For Malaysian observers, Seoul's dilemma offers instructive lessons about welfare policy design and affordability. As Southeast Asian societies age, similar questions will increasingly confront policymakers in the region. Malaysia's own transportation subsidies and healthcare provision for seniors warrant examination through this lens: are current commitments sustainable given demographic projections? How should municipal and national governments apportion responsibility for aging populations? Should central governments provide more financial support to cities managing large elderly populations? Seoul's experience suggests that welfare programmes can expand incrementally, driven by political pressure and campaign pledges, sometimes outpacing fiscal capacity.
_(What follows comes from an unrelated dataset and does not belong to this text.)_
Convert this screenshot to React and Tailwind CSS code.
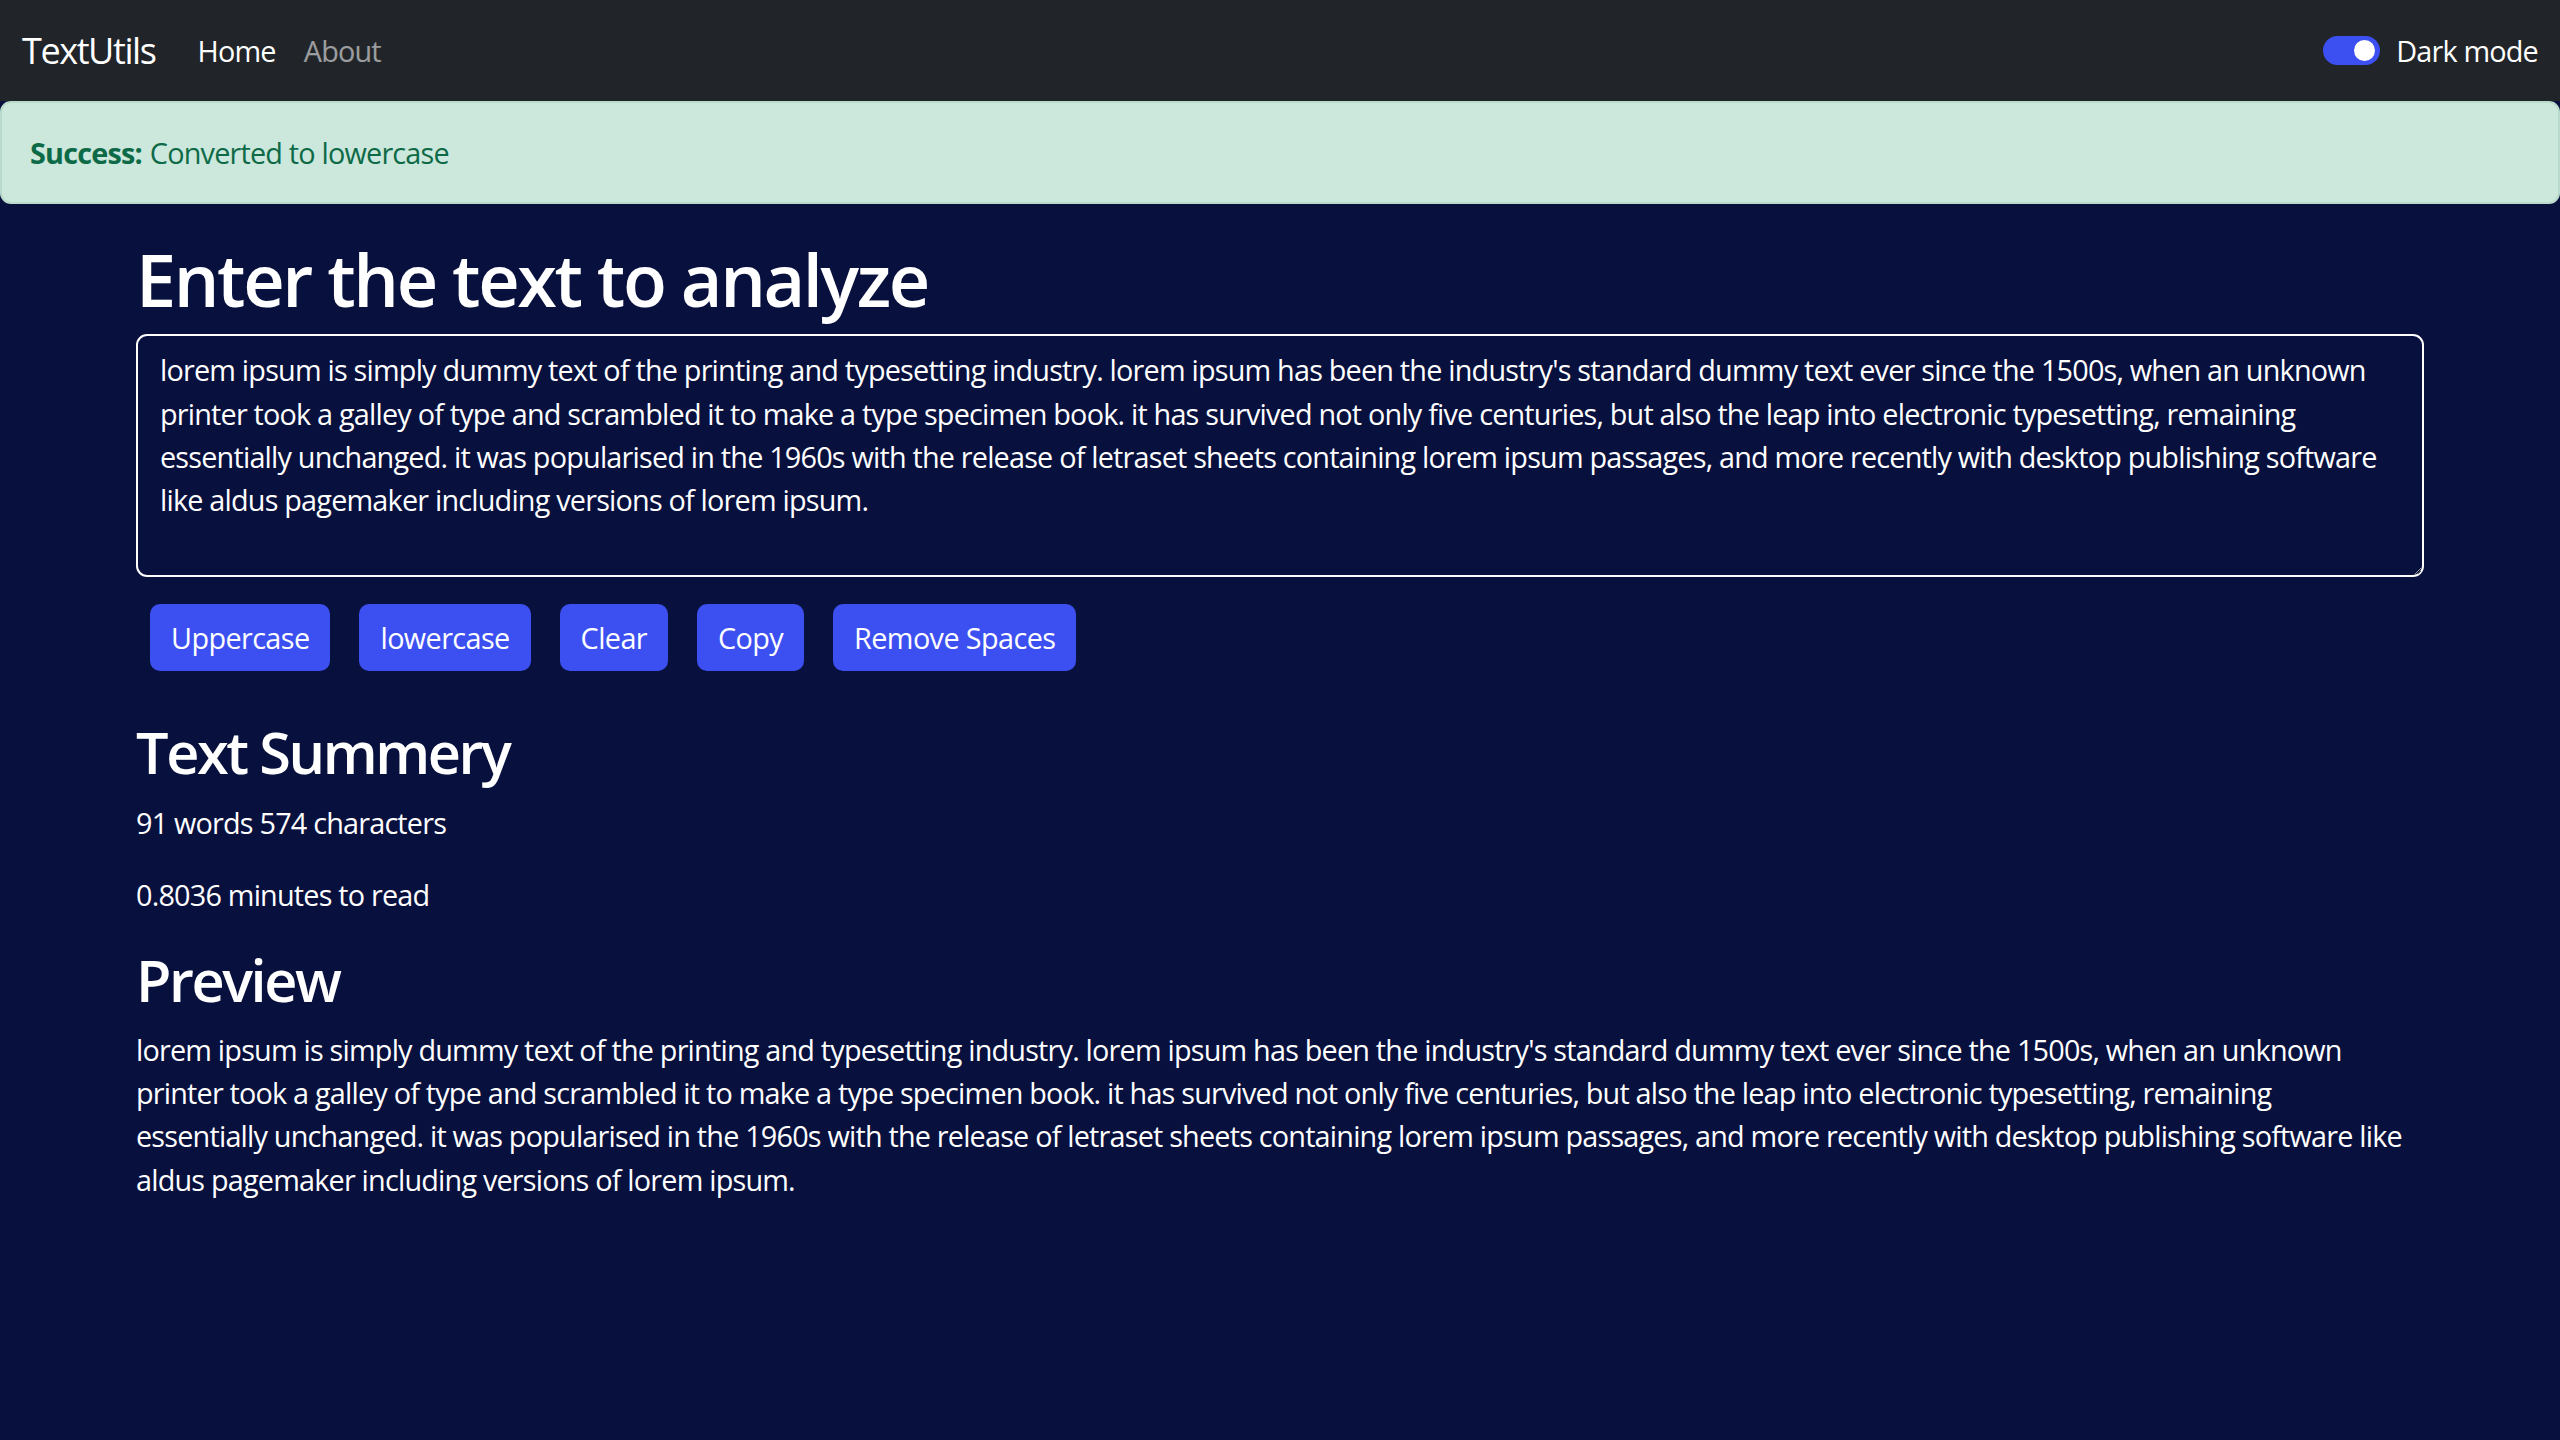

Careful policy design—including flexibility in eligibility and benefit levels, explicit funding mechanisms, and genuine cost-sharing between government levels—may help avoid the fiscal squeeze that Seoul now confronts.

Ultimately, Seoul faces a version of a problem increasingly common across affluent Asian societies: how to honour commitments to expanding elderly populations without compromising overall fiscal sustainability. The bus-fare proposal exemplifies this tension. Whether the city council approves the ordinance, the underlying challenge will persist. Growing numbers of seniors, combined with political expectations for enhanced welfare provision, will continue pressing municipal budgets. Without clearer frameworks for cost-sharing between national and local governments, and without more disciplined approaches to determining which benefits are truly affordable, Seoul and other cities will struggle to balance compassion toward elderly citizens with fiscal responsibility toward all residents.